Outspoken Florida Rep. Alan Grayson topped the "Muzzle" awards on Tuesday, earning the dubious distinction for asking Attorney General Eric Holder to investigate a Web site that parodied his campaign site.
The annual award list, created by the Thomas Jefferson Center for the Protection of Free Expression, is presented on April 13, Jefferson's birthday, to remind people of the third president's unavowed commitment to free speech.
The center says the awards are handed out for "some of the more egregious or ridiculous affronts to the First Amendment right of free speech."
Topping the meter was Grayson's effort to seek a monetary fine and five-year prison sentence against a group of Orlando-area Republican activists led by Angie Langley, who launched the Web site "mycongressmanisnuts.com," a parody of Grayson's official Web site "congressmanwithguts.com.
Grayson wrote a complaint to Holder in December alleging that the Web site violated federal law because Langley is not actually a constituent of his and the site targets him solely, even though it claims to oppose or endorse several candidates.
"The merits of Rep. Grayson’s claims are weak at best," the group wrote. "Alleged violations of Federal Election law that, even if true, represent minor transgressions."

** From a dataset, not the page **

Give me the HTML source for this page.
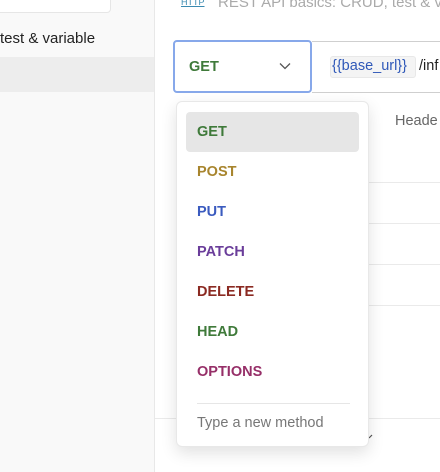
<!DOCTYPE html><html><head><style>
body{margin:0;width:440px;height:472px;overflow:hidden;position:relative;font-family:"Liberation Sans",sans-serif;background:#fff}
.a{position:absolute;white-space:nowrap}
.m{position:absolute;left:20px;font-weight:bold;font-size:14.5px}
</style></head><body>
<div class="a" style="left:0;top:0;width:154px;height:472px;background:#f9f9f9;border-right:1px solid #e8e8e8"></div>
<div class="a" style="left:-5px;top:-5px;width:114px;height:16px;border:1px solid #e6e6e6;border-radius:4px;background:#fff"></div>
<div class="a" style="left:0;top:30px;font-size:15px;color:#222">test &amp; variable</div>
<div class="a" style="left:0;top:57px;width:154px;height:35px;background:#ededed"></div>
<div class="a" style="left:181px;top:-3px;font-size:9px;color:#3a8ab0;text-decoration:underline">HTTP</div>
<div class="a" style="left:218px;top:-6px;font-size:15px;color:#aaa">REST API basics: CRUD, test &amp; v</div>
<div class="a" style="left:312px;top:41px;width:140px;height:50px;border:1px solid #cfcfcf;border-left:none"></div>
<div class="a" style="left:173px;top:40px;width:135px;height:49px;border:2.5px solid #87a8ea;border-radius:4px;background:#fff"></div>
<div class="a" style="left:189px;top:59px;font-weight:bold;font-size:14.5px;color:#3f7a3a">GET</div>
<svg class="a" style="left:279px;top:62px" width="12" height="8"><path d="M1 1.5L6 6.5L11 1.5" fill="none" stroke="#555" stroke-width="1.3"/></svg>
<div class="a" style="left:330px;top:56px;width:86px;height:22px;background:#f4f4f4;border:1px solid #e8e8e8;border-radius:3px;box-sizing:border-box"></div>
<div class="a" style="left:332px;top:58px;font-size:14.5px;color:#2f58b8">{{base_url}}</div>
<div class="a" style="left:419px;top:58px;font-size:14.5px;color:#222">/inf</div>
<div class="a" style="left:395px;top:113px;font-size:14.5px;color:#666">Heade</div>
<div class="a" style="left:369px;top:182px;width:71px;height:1px;background:#eaeaea"></div>
<div class="a" style="left:369px;top:223px;width:71px;height:1px;background:#eaeaea"></div>
<div class="a" style="left:369px;top:264px;width:71px;height:1px;background:#eaeaea"></div>
<div class="a" style="left:369px;top:305px;width:71px;height:1px;background:#eaeaea"></div>
<div class="a" style="left:155px;top:418px;width:285px;height:1px;background:#eaeaea"></div>
<svg class="a" style="left:368px;top:434px" width="8" height="6"><path d="M1 4L4 1" fill="none" stroke="#555" stroke-width="1.2"/></svg>
<div class="a" style="left:176px;top:101px;width:193px;height:346px;background:#fff;border:1px solid #e8e8e8;border-radius:6px;box-sizing:border-box;box-shadow:0 6px 16px rgba(0,0,0,.12)">
<div class="a" style="left:9px;top:10px;width:173px;height:40px;background:#e6e6e6;border-radius:4px"></div>
<div class="m" style="top:22px;color:#3f7a3a">GET</div>
<div class="m" style="top:62px;color:#a8852e">POST</div>
<div class="m" style="top:102px;color:#3b5bbf">PUT</div>
<div class="m" style="top:142px;color:#6a3d9a">PATCH</div>
<div class="m" style="top:182px;color:#8b2a22">DELETE</div>
<div class="m" style="top:222px;color:#3f7a3a">HEAD</div>
<div class="m" style="top:262px;color:#962f68">OPTIONS</div>
<div class="a" style="left:20px;top:301px;width:153px;height:1px;background:#e6e6e6"></div>
<div class="a" style="left:20px;top:313px;font-size:14.5px;color:#777">Type a new method</div>
</div>
</body></html>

Grayson is no stranger to free speech, having used his own First Amendment right to call an adviser to Federal Reserve Chairman Ben Bernanke a "whore." He later apologized for that.
He also earned scorn from the Anti-Defamation League for calling the U.S. health care system a "holocaust in America" and for saying that the Republicans' health care plan was to have patients "die quickly."
But Grayson's outspokenness has earned him fans and money. The freshman congressman claims he collected $803,000 in first quarter donations this year.
Grayson was just one of 10 "official" winners of the Muzzle this year. And, unlike previous years, according to Jefferson Center Director Bob O'Neil, all 10 winners were government and school officials. There were no corporations or other private entities in the mix this year.
The Alabama Alcohol Beverage Control Board won its Muzzle for banning the sale and distribution of a California wine because it displays "a person posed in an immoral or sensuous manner." The questionable image is a replica of an 1895 French poster featuring a nymph flying next to a winged bicycle.
"If you magnify it by three- or four-fold, even then you could barely detect a nipple," O'Neil said.
Another Muzzle went to administrators at Southwestern College in Chula Vista, Calif., for the school's policy of limiting protests to a "free-speech patio."
Faculty members who tried to move to a nearby courtyard when protesting budget cuts were banned from campus. After public outcry, officials lifted the ban, but the free-speech patio remains, O'Neil said.
Southwestern spokesman Chris Bender said Tuesday that it was an issue of public safety, and that "the Jefferson Center has confused protecting free speech with protecting people from getting hurt."
A Muzzle went to the Las Vegas Police Department for trying to keep musicians from performing on the main strip, despite the fact that streets, sidewalks and parks are considered public forums.
"You'd think that on the Las Vegas strip, of all places, there'd be lots of levity," but among those police cited last year under local ordinances were an Elvis impersonator and a woman who sang and played guitar. A federal lawsuit was filed challenging the police's actions. A settlement appears to be in the works, O'Neil said.
Oklahoma's tax commission won a Muzzle for denying an "IM GAY" personalized license plate, citing a rule barring plates that might be "offensive to the general public."
Keith Kimmel challenged the decision in court, but O'Neil said the lawsuit won't proceed because Kimmel died in March. O'Neil noted the government improperly curbs free speech when it creates a forum for public expression, then allows only some messages to be expressed.
The Virginia Department of Corrections won a Muzzle for denying inmate Kyle Mabe a compact disc containing audio of a Christian sermon, which the center said violated his constitutional rights of free speech and religious freedom. The corrections department has since revised its policy to allow inmates to order religious CDs, effective June 1.
Other winners include: The Puerto Rico Department of Education for banning five books at high schools; the Texas Legislature for passing legislation requiring the state film commission to deny tax incentives for films shot in the state that portray Texas negatively; Chicago Alderman James Balcer for unilaterally ordering that an artist's mural be painted over, even though the artist properly sought permission from the private building's owner.
Muzzles also went to West Fargo School Board in North Dakota and Orange County, Calif., High School Principal S.K. Johnson. The faculty adviser of the West Fargo High School student newspaper was removed from that position because administrators thought he allowed too much negative content. Johnson locked all 300 copies of a student-produced magazine in a locker because it featured tattooed students and a "gang-looking" cover that the principal didn't think represented a positive image of the school.
"What strikes us is that practicing censorship, as they've done, sends the wrong message to student journalists," O'Neil said.
The Associated Press contributed to this report.